Microdome-Induced Strain Localization for Biaxial Strain Decoupling toward Stretchable and Wearable Human Motion Detection

• Published in: Langmuir Vol. 36; no. 30; pp. 8939 - 8946
• Main Authors: Kim, Min Seong, Kim, Kyuyoung, Kwon, Donguk, Kim, Seunghwan, Gu, Jimin, Oh, Yong Suk, Park, Inkyu
• Format: Journal Article
• Language: English
• Published: American Chemical Society 04.08.2020
• Subjects: carbon nanotubes; humans; tensile strength
• ISSN: 0743-7463; 1520-5827; 1520-5827
• DOI: 10.1021/acs.langmuir.0c01450

Soft strain sensors have attracted significant attention in wearable human motion monitoring applications. However, there is still a huge challenge for decoupled measurement of multidirectional strains. In this study, we have developed a biaxial and stretchable strain sensor based on a carbon nanotube (CNT) film and a microdome array (MA)-patterned elastomeric substrate.

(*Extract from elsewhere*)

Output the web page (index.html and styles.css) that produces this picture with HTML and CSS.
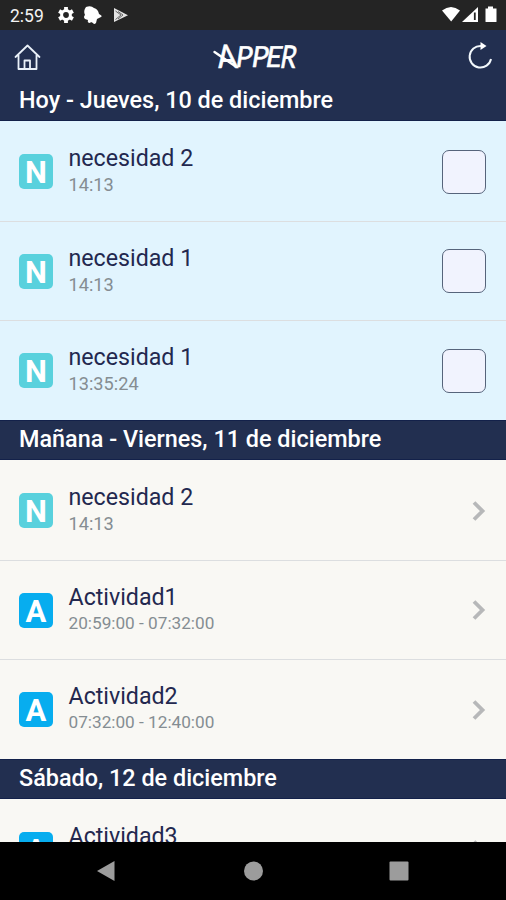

The MA structures lead to generating localized and directional microcracks of CNT films within the intended regions under tensile strain. This mechanism allows a single sensing layer to act as a strain sensor capable of decoupling the biaxial strains into axial and transverse terms. The ratio of resistance change between two perpendicular axes is about 960% under an x-directional strain of 30%, demonstrating the biaxial decoupling capability. Also, the proposed strain sensor shows high stretchability and excellent long-term reliability under a cyclic loading test. Finally, wearable devices integrated with the strain sensor have been successfully utilized to monitor various human motions of the wrist, elbow, knee, and fingers by measuring joint bending and skin elongation.